■ Task instructions
Without the pictures, output the lines of the material from the very first through the one that holds "import React from 'react';".

******************************

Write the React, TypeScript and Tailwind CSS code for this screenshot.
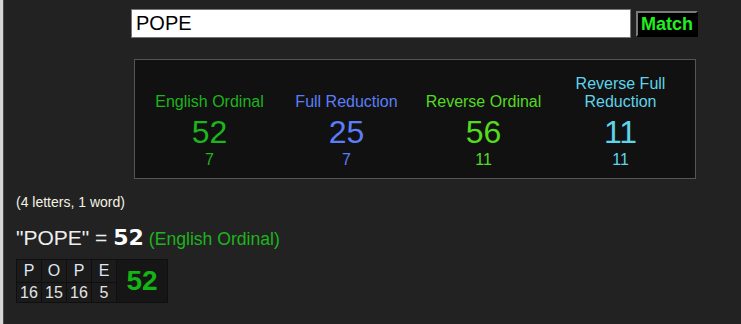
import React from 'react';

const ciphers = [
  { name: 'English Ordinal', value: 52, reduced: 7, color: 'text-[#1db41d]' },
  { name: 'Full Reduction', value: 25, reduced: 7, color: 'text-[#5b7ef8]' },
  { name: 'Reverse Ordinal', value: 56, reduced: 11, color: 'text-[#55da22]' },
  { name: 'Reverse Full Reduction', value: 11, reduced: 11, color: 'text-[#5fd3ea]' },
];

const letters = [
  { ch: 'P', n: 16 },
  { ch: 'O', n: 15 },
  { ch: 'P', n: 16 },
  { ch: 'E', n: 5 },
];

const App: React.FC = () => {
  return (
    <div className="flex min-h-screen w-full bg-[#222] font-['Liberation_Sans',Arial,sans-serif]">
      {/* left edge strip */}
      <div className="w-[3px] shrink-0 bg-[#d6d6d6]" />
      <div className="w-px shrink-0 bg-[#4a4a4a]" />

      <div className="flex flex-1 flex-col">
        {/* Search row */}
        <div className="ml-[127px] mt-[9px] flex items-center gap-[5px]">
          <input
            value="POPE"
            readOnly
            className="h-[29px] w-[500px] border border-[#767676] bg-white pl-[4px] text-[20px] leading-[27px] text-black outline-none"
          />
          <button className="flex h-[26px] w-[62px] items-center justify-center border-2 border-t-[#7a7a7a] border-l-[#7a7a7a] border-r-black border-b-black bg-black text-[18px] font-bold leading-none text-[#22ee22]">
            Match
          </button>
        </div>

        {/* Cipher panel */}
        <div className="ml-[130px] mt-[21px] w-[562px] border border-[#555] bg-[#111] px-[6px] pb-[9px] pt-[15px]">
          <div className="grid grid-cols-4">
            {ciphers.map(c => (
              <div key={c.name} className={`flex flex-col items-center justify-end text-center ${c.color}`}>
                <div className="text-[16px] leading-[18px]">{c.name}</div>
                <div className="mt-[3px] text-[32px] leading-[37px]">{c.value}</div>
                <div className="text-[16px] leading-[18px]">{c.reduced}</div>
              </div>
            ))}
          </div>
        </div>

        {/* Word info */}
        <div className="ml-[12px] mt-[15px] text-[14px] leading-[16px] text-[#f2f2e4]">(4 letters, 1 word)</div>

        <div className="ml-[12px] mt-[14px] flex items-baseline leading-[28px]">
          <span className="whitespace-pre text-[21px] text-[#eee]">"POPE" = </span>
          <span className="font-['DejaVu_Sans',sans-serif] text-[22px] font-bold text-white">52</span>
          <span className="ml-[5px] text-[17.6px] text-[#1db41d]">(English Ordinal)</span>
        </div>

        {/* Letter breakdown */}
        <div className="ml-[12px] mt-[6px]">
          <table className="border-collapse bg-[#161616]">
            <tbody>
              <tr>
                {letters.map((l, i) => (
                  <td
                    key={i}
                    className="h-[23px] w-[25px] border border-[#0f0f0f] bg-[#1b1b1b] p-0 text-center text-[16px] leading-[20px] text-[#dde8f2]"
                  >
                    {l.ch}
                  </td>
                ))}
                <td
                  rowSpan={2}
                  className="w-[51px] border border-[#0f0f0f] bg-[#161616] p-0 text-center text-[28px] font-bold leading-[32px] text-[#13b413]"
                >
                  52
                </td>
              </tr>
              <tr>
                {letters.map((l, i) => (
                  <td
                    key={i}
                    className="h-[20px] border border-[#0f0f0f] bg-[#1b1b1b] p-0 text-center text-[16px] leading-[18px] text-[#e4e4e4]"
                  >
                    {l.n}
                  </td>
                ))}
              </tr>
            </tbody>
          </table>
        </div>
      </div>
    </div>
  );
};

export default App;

******************************

■ Finished answer
Write the React, TypeScript and Tailwind CSS code for this screenshot.
import React from 'react';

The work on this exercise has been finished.